> Information supplied
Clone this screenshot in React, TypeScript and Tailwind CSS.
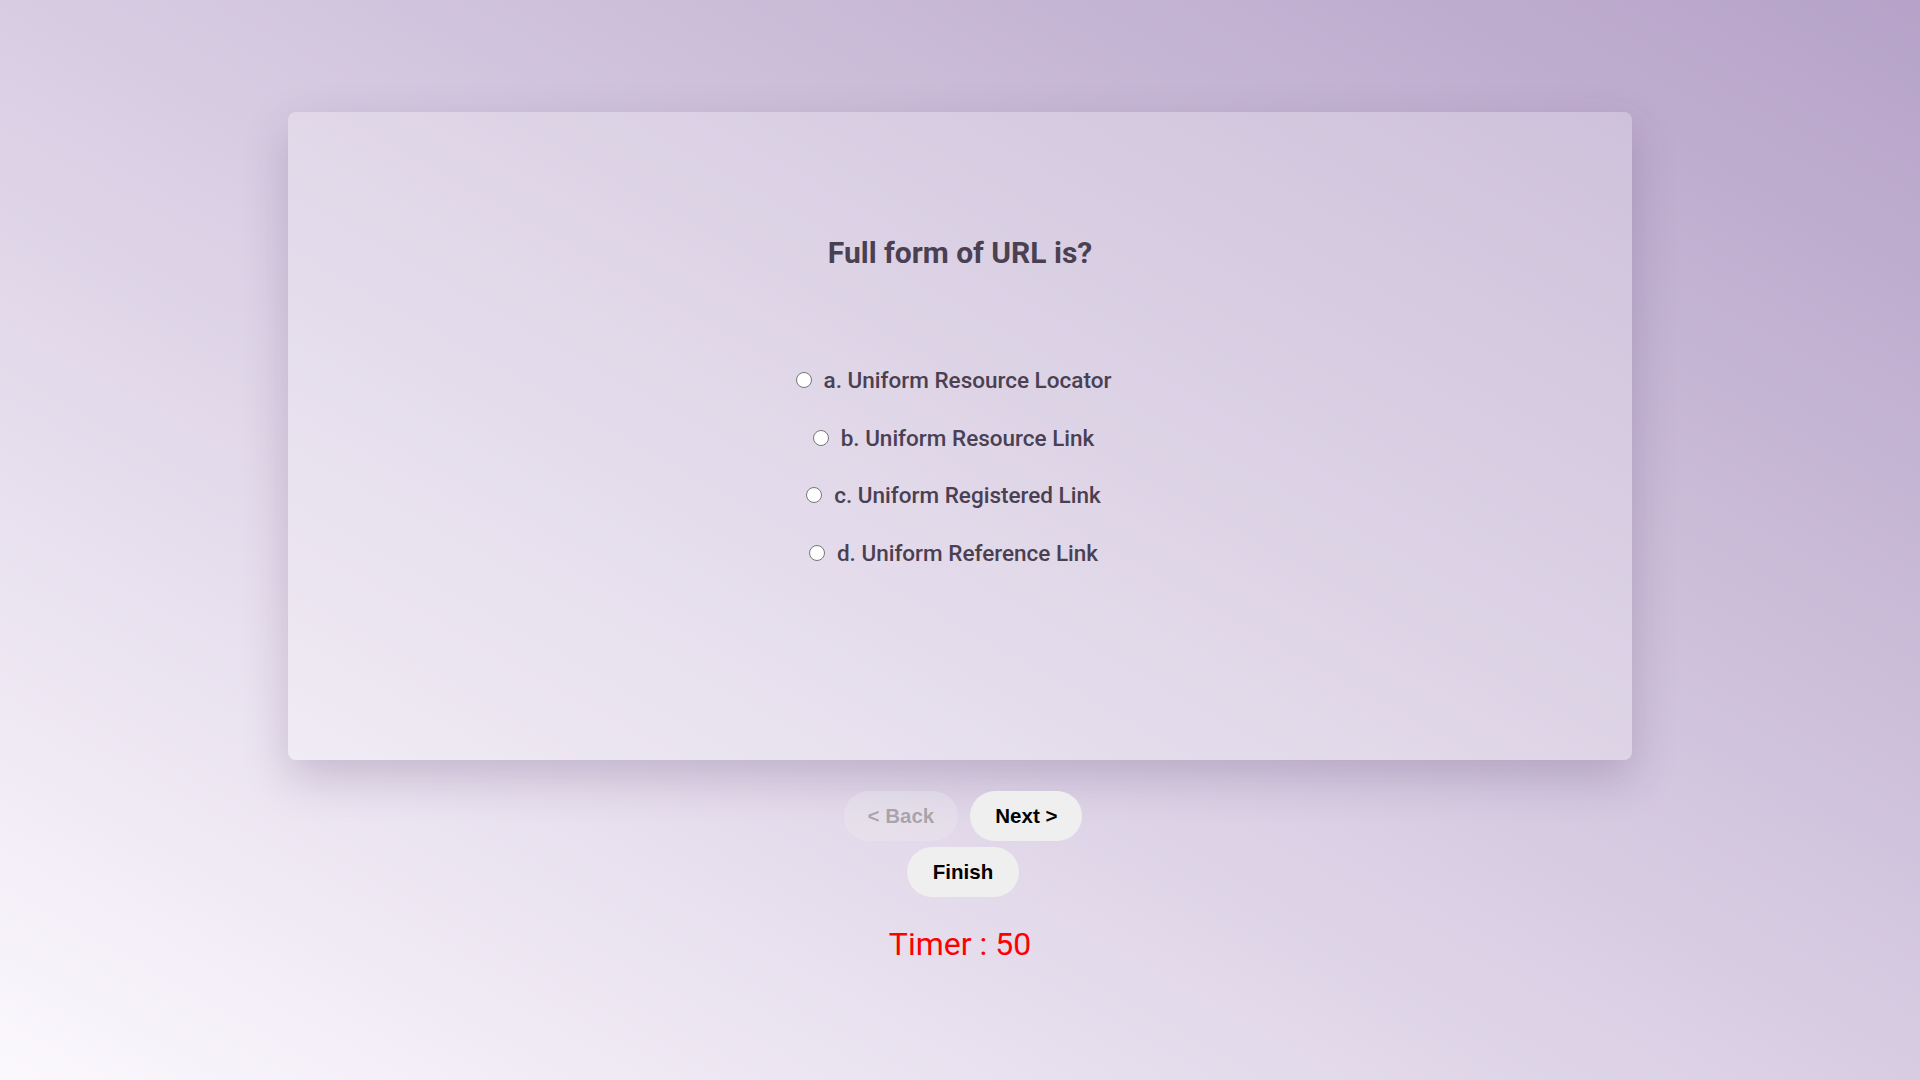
import { useState } from 'react';

const options = [
  'a. Uniform Resource Locator',
  'b. Uniform Resource Link',
  'c. Uniform Registered Link',
  'd. Uniform Reference Link',
];

export default function App() {
  const [selected, setSelected] = useState<number | null>(null);
  const [timer] = useState(50);

  return (
    <div className="flex min-h-screen w-full flex-col items-center bg-gradient-to-tr from-[#fbf8fd] to-[#b6a2c8] font-['Roboto',sans-serif]">
      {/* Question card */}
      <div className="mt-[112px] flex h-[648px] w-[1344px] flex-col items-center rounded-lg bg-white/25 shadow-[0_18px_45px_rgba(70,40,90,0.22)]">
        <h2 className="mt-[123px] text-[30px] font-bold leading-[normal] text-[#4a4052]">
          Full form of URL is?
        </h2>

        <div className="mt-[81px] flex flex-col items-center">
          {options.map((opt, i) => (
            <label
              key={opt}
              className="flex h-[57.7px] cursor-pointer items-center pr-[13px] text-[22.5px] font-medium leading-[normal] text-[#4a4052]"
              onClick={() => setSelected(i)}
            >
              <span className="mr-[12px] flex h-[16px] w-[16px] items-center justify-center rounded-full border border-[#767676] bg-white">
                {selected === i && <span className="h-[8px] w-[8px] rounded-full bg-[#0075ff]" />}
              </span>
              {opt}
            </label>
          ))}
        </div>
      </div>

      {/* Navigation */}
      <div className="mt-[31px] ml-[6px] flex gap-[12px] font-['Liberation_Sans',Arial,sans-serif]">
        <button
          disabled
          className="h-[50px] rounded-full bg-[rgba(239,239,239,0.3)] px-[24px] text-[20.5px] font-bold text-[rgba(16,16,16,0.3)]"
        >
          &lt; Back
        </button>
        <button className="h-[50px] rounded-full bg-[#efefef] px-[25px] text-[20.5px] font-bold text-black">
          Next &gt;
        </button>
      </div>
      <button className="mt-[6px] ml-[6px] h-[50px] rounded-full bg-[#efefef] px-[26px] font-['Liberation_Sans',Arial,sans-serif] text-[20.5px] font-bold text-black">
        Finish
      </button>

      <div className="mt-[28px] text-[32px] leading-[normal] text-[#ff0000]">Timer : {timer}</div>
    </div>
  );
}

> Do this
Quote the preceding listing precisely and completely, omitting its images.

> Exercise output
Clone this screenshot in React, TypeScript and Tailwind CSS.
import { useState } from 'react';

const options = [
  'a. Uniform Resource Locator',
  'b. Uniform Resource Link',
  'c. Uniform Registered Link',
  'd. Uniform Reference Link',
];

export default function App() {
  const [selected, setSelected] = useState<number | null>(null);
  const [timer] = useState(50);

  return (
    <div className="flex min-h-screen w-full flex-col items-center bg-gradient-to-tr from-[#fbf8fd] to-[#b6a2c8] font-['Roboto',sans-serif]">
      {/* Question card */}
      <div className="mt-[112px] flex h-[648px] w-[1344px] flex-col items-center rounded-lg bg-white/25 shadow-[0_18px_45px_rgba(70,40,90,0.22)]">
        <h2 className="mt-[123px] text-[30px] font-bold leading-[normal] text-[#4a4052]">
          Full form of URL is?
        </h2>

        <div className="mt-[81px] flex flex-col items-center">
          {options.map((opt, i) => (
            <label
              key={opt}
              className="flex h-[57.7px] cursor-pointer items-center pr-[13px] text-[22.5px] font-medium leading-[normal] text-[#4a4052]"
              onClick={() => setSelected(i)}
            >
              <span className="mr-[12px] flex h-[16px] w-[16px] items-center justify-center rounded-full border border-[#767676] bg-white">
                {selected === i && <span className="h-[8px] w-[8px] rounded-full bg-[#0075ff]" />}
              </span>
              {opt}
            </label>
          ))}
        </div>
      </div>

      {/* Navigation */}
      <div className="mt-[31px] ml-[6px] flex gap-[12px] font-['Liberation_Sans',Arial,sans-serif]">
        <button
          disabled
          className="h-[50px] rounded-full bg-[rgba(239,239,239,0.3)] px-[24px] text-[20.5px] font-bold text-[rgba(16,16,16,0.3)]"
        >
          &lt; Back
        </button>
        <button className="h-[50px] rounded-full bg-[#efefef] px-[25px] text-[20.5px] font-bold text-black">
          Next &gt;
        </button>
      </div>
      <button className="mt-[6px] ml-[6px] h-[50px] rounded-full bg-[#efefef] px-[26px] font-['Liberation_Sans',Arial,sans-serif] text-[20.5px] font-bold text-black">
        Finish
      </button>

      <div className="mt-[28px] text-[32px] leading-[normal] text-[#ff0000]">Timer : {timer}</div>
    </div>
  );
}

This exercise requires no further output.